Overheard


"And basically mom, there's another dimension that has another earth with another you on it. When you walk, the other you walks. It's like that."

— Ronan, July 21, 2014


Ro, 1:15am:
"I can't sleep because everything is giving me the creeps. Like dead unicorns."

A:
"Unicorns aren't real."

Ro:
"Not true. Not true! They live in England. Look up 'real life unicorn caught in England' on YouTube. They're real."

*serious face*

— May 5, 2014


"GREAT danger. That's better than danger."

— Ronan, March 1, 2014


"Nobody very knows what they're going to look like when they get old. Well, except you, because you already got old."

— Ronan, February 26, 2014


"Dad, did you notice that I never picked my nose today?"

— Ronan, August 25, 2014


"I don't even care if they make me sing by myself tonight. Who cares. The only thing I care about is if someone made me shove my face in poop."

— Ronan, Dec 13, 2012


Ro:
"Is ass a bad word?"

S:
"Yes."

Ro:
"What does it mean?"

S:
"If you call someone an ass you're saying they're mean or dumb." 

Ro:
"Oh. Well I'm never an ass."

— 2/26/13


"If there were only boys alive?... There wouldn't be any boys alive. Because boys pop out of girls."

— Ronan, Nov 25, 2012


"Being scared is actually kind of good for you. Because when you're thinking that in your mind, the mind will help you get safe."

— Ronan, Oct 9, 2012


"I wish EVERYTHING was painted red, and black. I would really be enjoyed with that. If there were a party like that? I would join it. And I wish kids were the bosses of parents instead of parents the bosses of kids."

— Ronan, Oct 4, 2012


"That sign said 'Life Is Short' but it's not actually short. It's a LONG time."

— Ronan, Sept 11, 2012


Ro:
"Screw me."

Stefan:
"What?"

Ro:
"Screw me."

Stefan:
"Do you mean screw this?"

Ro:
"Yeah."

Stefan:
"Yeah, you can't say that."

Ro:
"Oh. Ok."

— August 12, 2012


"I don't know why kids say 'ewwww' at people kissing. They're just going to grow up and kiss someone too! That's just LIFE."

— Ronan, June 4, 2014


"Lemonade crunchy ice sip it once sip it twice turn around touch the ground kick the boys out of town... FREEZE American cheese... fried in grease... friends for LUNCH."

— Ronan, May 14, 2012


"How come Aidan and Elliot have seen me naked and I've never seen them naked?"

— Ronan, Feb 2, 2014


"Why does that sign say 'hot yoga'?"

Follow Up: "Ohhhhhh, I thought it meant the other kind of hot."

— Ronan, Jan 24, 2014


"Ugh, damnit."

"Ro, you can't say that."

"No, I'm just reading a comment that said that."

"Oh. Ok."

— December 22, 2013


"Is the fastest man in the world still alive?"

— Ronan, August 17, 2013


"I know that love is the best word in the whole wide world. Hey, will you google where is Marilyn Monroe buried?"

— Ronan, June 30, 2013


"Did you know, that compasses don't work in hell?"

— Ronan, May 30, 2013


"Ballet is basically just like telling a story with dancing. For deaf people."

— Ronan, Dec 17, 2013


"I hate Tuesdays! And I hate it here! This is like the 6th bad day in a row! That's 6 days of 100% NOT goodness. That's like, 6 times 24 hours of 100% negative!" 
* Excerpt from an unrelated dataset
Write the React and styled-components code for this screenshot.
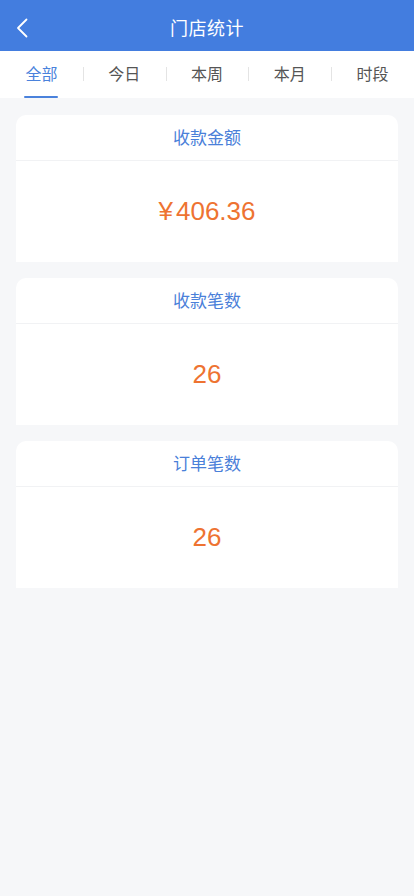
import styled, { createGlobalStyle } from "styled-components";
import { useState } from "react";

const GlobalStyle = createGlobalStyle`
    html, body {
        margin: 0;
        padding: 0;
        background: #f6f7f9;
    }
    body {
        font-family: "Noto Sans CJK SC", "Noto Sans", sans-serif;
    }
    * {
        box-sizing: border-box;
    }
`;

const tabs = ["全部", "今日", "本周", "本月", "时段"];

const stats = [
    { title: "收款金额", value: "406.36", money: true },
    { title: "收款笔数", value: "26" },
    { title: "订单笔数", value: "26" },
];

export default function App() {
    const [active, setActive] = useState(0);

    return (
        <Page>
            <GlobalStyle />
            <NavBar>
                <BackButton>
                    <svg width="12" height="20" viewBox="0 0 12 20" fill="none">
                        <path d="M10.5 1.5 L2 10 L10.5 18.5" stroke="#fff" strokeWidth="1.8" strokeLinecap="round" strokeLinejoin="round" />
                    </svg>
                </BackButton>
                <Title>门店统计</Title>
            </NavBar>

            <TabBar>
                {tabs.map((t, i) => (
                    <Tab key={t} active={i === active} first={i === 0} onClick={() => setActive(i)}>
                        <span>{t}</span>
                    </Tab>
                ))}
            </TabBar>

            <List>
                {stats.map((s) => (
                    <Card key={s.title}>
                        <CardHead>{s.title}</CardHead>
                        <CardBody>
                            {s.money && <Yen>¥</Yen>}
                            {s.value}
                        </CardBody>
                    </Card>
                ))}
            </List>
        </Page>
    );
}

const Page = styled.div`
    min-height: 896px;
    background: #f6f7f9;
`;

const NavBar = styled.div`
    position: relative;
    height: 51px;
    background: #437ddf;
    display: flex;
    align-items: center;
    justify-content: center;
    padding-top: 2px;
`;

const BackButton = styled.div`
    position: absolute;
    left: 16px;
    top: 18px;
    width: 12px;
    height: 20px;
    display: flex;
`;

const Title = styled.h1`
    margin: 0;
    font-size: 18px;
    font-weight: 400;
    color: #ffffff;
    letter-spacing: 0.5px;
`;

const TabBar = styled.div`
    height: 47px;
    background: #ffffff;
    display: flex;
`;

const Tab = styled.div`
    flex: 1;
    display: flex;
    justify-content: center;
    align-items: center;
    position: relative;
    font-size: 16px;
    color: ${(p) => (p.active ? "#4a82dc" : "#555555")};
    cursor: pointer;

    span {
        position: relative;
        height: 100%;
        display: flex;
        align-items: center;
        padding-bottom: 4px;
    }

    span::after {
        content: "";
        display: ${(p) => (p.active ? "block" : "none")};
        position: absolute;
        left: -1px;
        right: -1px;
        bottom: 0;
        height: 2px;
        border-radius: 1px;
        background: #4a82dc;
    }

    &::before {
        content: "";
        display: ${(p) => (p.first ? "none" : "block")};
        position: absolute;
        left: 0;
        top: 16px;
        width: 1px;
        height: 14px;
        background: #e4e4e4;
    }
`;

const List = styled.div`
    padding: 17px 16px;
    display: flex;
    flex-direction: column;
    gap: 16px;
`;

const Card = styled.div`
    background: #ffffff;
    border-radius: 10px 10px 0 0;
    overflow: hidden;
`;

const CardHead = styled.div`
    height: 46px;
    display: flex;
    align-items: center;
    justify-content: center;
    padding-bottom: 2px;
    font-size: 17px;
    color: #4a80d9;
    border-bottom: 1px solid #f1f2f4;
`;

const CardBody = styled.div`
    height: 101px;
    display: flex;
    align-items: center;
    justify-content: center;
    font-family: "Liberation Sans", "Noto Sans", sans-serif;
    font-size: 26px;
    color: #ee7331;
`;

const Yen = styled.span`
    margin-right: 3px;
`;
— Ronan ANGRY, Nov 19, 2013


Ronan, in living room:
"Can I sleep here?"

Angie:
"Yeah."

Ronan:
"Can I watch YouTube?"

Angie:
"Sure."

Ronan:
"You're the best mom ever."

*laugh* *laugh* 

 

Straight face:

"I'm serious." 

— August 3, 2013


Stefan to Ronan:
"There's a lot of mean people in the world, but that's what makes nice people so special."

— May 6, 2014


"GIRL'S CAN PLAY BASKETBALL?!?"

— Ronan Mar 15, 2013


"Whoa! They're all kicking at the same time! It's like a calendar flipping up. A calendar of legs!"